Это высказывание чрезвычайно важно для более глубокого понимания концепции «простонародной мудрости» Вико. Это несколько неуклюжее (хотя исторически оправданное) выражение означает по сути дела не столько мышление, сколько бытие, не столько знание, сколько преобразующее действие в социокультурной среде, создаваемой коллективными усилиями людей. Итак, учение Вико о соотношении «простонародной» и «тайной» мудрости есть специфическая форма утверждения первенства практики над теорией, реального процесса жизни людей над его осознанием. Сначала «реальная поэзия» дел, а затем уже идеальная поэзия слов, культивируемая в эпоху утонченного развития человеческих способностей. Это означает также и примат жизненной необходимости, понятой не в биологическом, а в социально-психологическом смысле, над всеми остальными социокультурными потребностями человека, что совершенно отчетливо выражено в уже цитированных нами аксиомах о «порядке вещей и идей человеческих».
Жизненная необходимость, по Вико, детерминирует человеческие поступки. Так, воинские доблести и гражданские добродетели раннего республиканского Рима, вызывающие восхищение всех позднейших писателей, Вико объясняет не высокой моральной добродетелью древних римлян, а варварской силой их чувства привязанности к «граду и дому». Патриции неколебимо стояли на страже государственного интереса, потому что это было их государство, в нем они господствовали. Плебеи сражались, не щадя живота своего, потому что они хотели добиться равенства с патрициями и доказать, что они тоже люди. И они стремились сделать государство своим, вырвать из рук «высокородных», показать, что они не только хотят, но и могут быть первыми среди равных. И они своего добились, и добились потому, что в исполнении общественных функций начали превосходить патрициев.
Жажда сохранить свои приобретения (таково вообще «свойство сильных», замечает Вико) и жажда освободиться от угнетения — вот истинные стимулы прославленных в веках республиканских добродетелей древнего Рима. Государство процветает тогда, когда людское «себялюбие» существует еще на дорефлексивном уровне, т. е. не осознается индивидуалистически и общее рассматривает как свое.

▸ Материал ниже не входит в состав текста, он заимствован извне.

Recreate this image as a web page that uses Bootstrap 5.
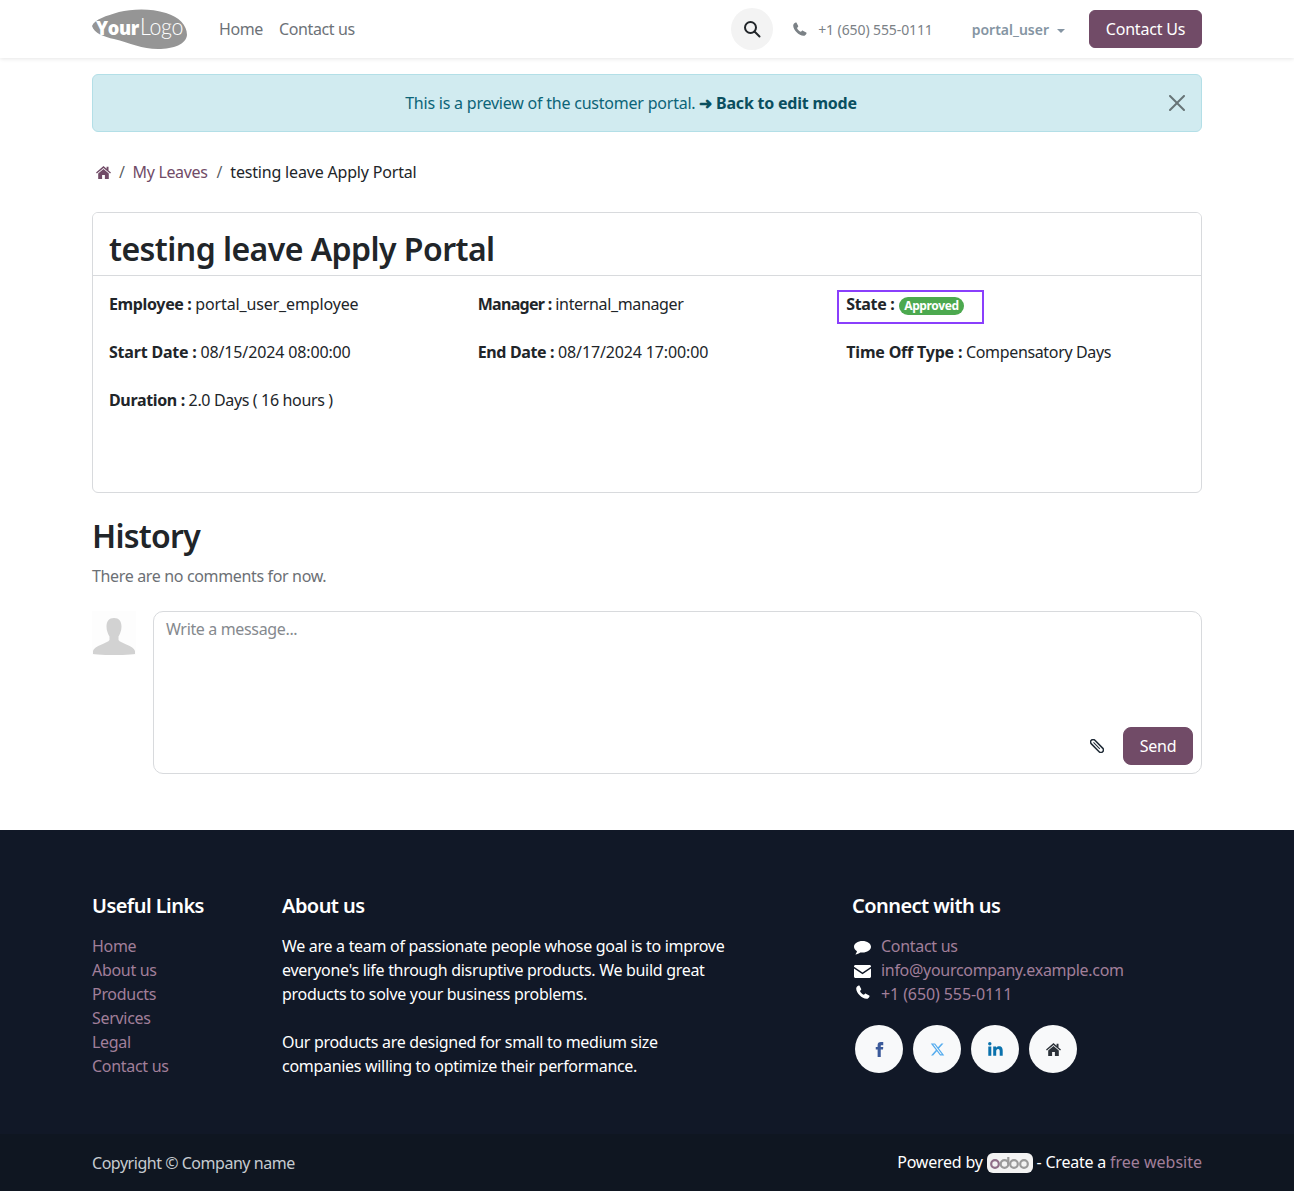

Иными словами, это то самое время, когда личный интерес еще как следует не пробудился, еще не привел к «распылению» индивидуумов. Если это уже произошло (что неизбежно в условиях «народной свободы»), то единственным средством сохранения социальных связей становится внешняя сила монарха, охраняющего покой и благоденствие (по крайней мере декларативно) граждан. Внутренняя непрочность монархии как раз в том, что она базируется на развитом личном интересе, который может удержать в необходимых границах только грубая сила или угроза ее применения. Поддержка монархии основана не на позитивном чувстве привязанности, а на эгоизме духовно обособленного индивидуума. Не признавая ничего священного и, следовательно, не ведая никаких ограничений, рефлексивное себялюбие готово в любой момент разорвать социальные узы, если только признает это для себя целесообразным. В этой ситуации отчуждение власти от общества и ее сосредоточение в централизованной государственной машине становится прямо-таки благом, так как эгоистический индивидуум не преминет злоупотребить этой властью в своих интересах, как только получит такую возможность. Такая возможность, отнятая у «частных лиц», всегда в распоряжении чиновников и «первого» из них — самого монарха (политическая демагогия этого периода носится с идеей монарха как «первого слуги» государства).
В конечном счете монархия разрушается сверху, и прежде всего благодаря тому, что сам монарх показывает пример пренебрежения законом, на страже которого он должен стоять. Тогда при всеобщей испорченности людей спасение может прийти только извне — от народа-завоевателя, который еще не вступил в стадию разложения. Следовательно, отнюдь не моральное сознание и его прогресс дают руководящую нить в лабиринте истории. Движение истории обнаруживает определенное соответствие между характером социального устройства и уровнем развития человека, так что «в мире всегда правят те, кто лучше по природе» (там же, 469). В этом и состоит «провиденциальный» элемент исторического процесса. И здесь уже приходится говорить о победе субъективно-телеологического образа мышления у Вико над зачатками объективного историко-социологического подхода. Это подводит нас к вопросу о соотношении различных методов мышления, которыми пользуется Вико в развертывании своей концепции.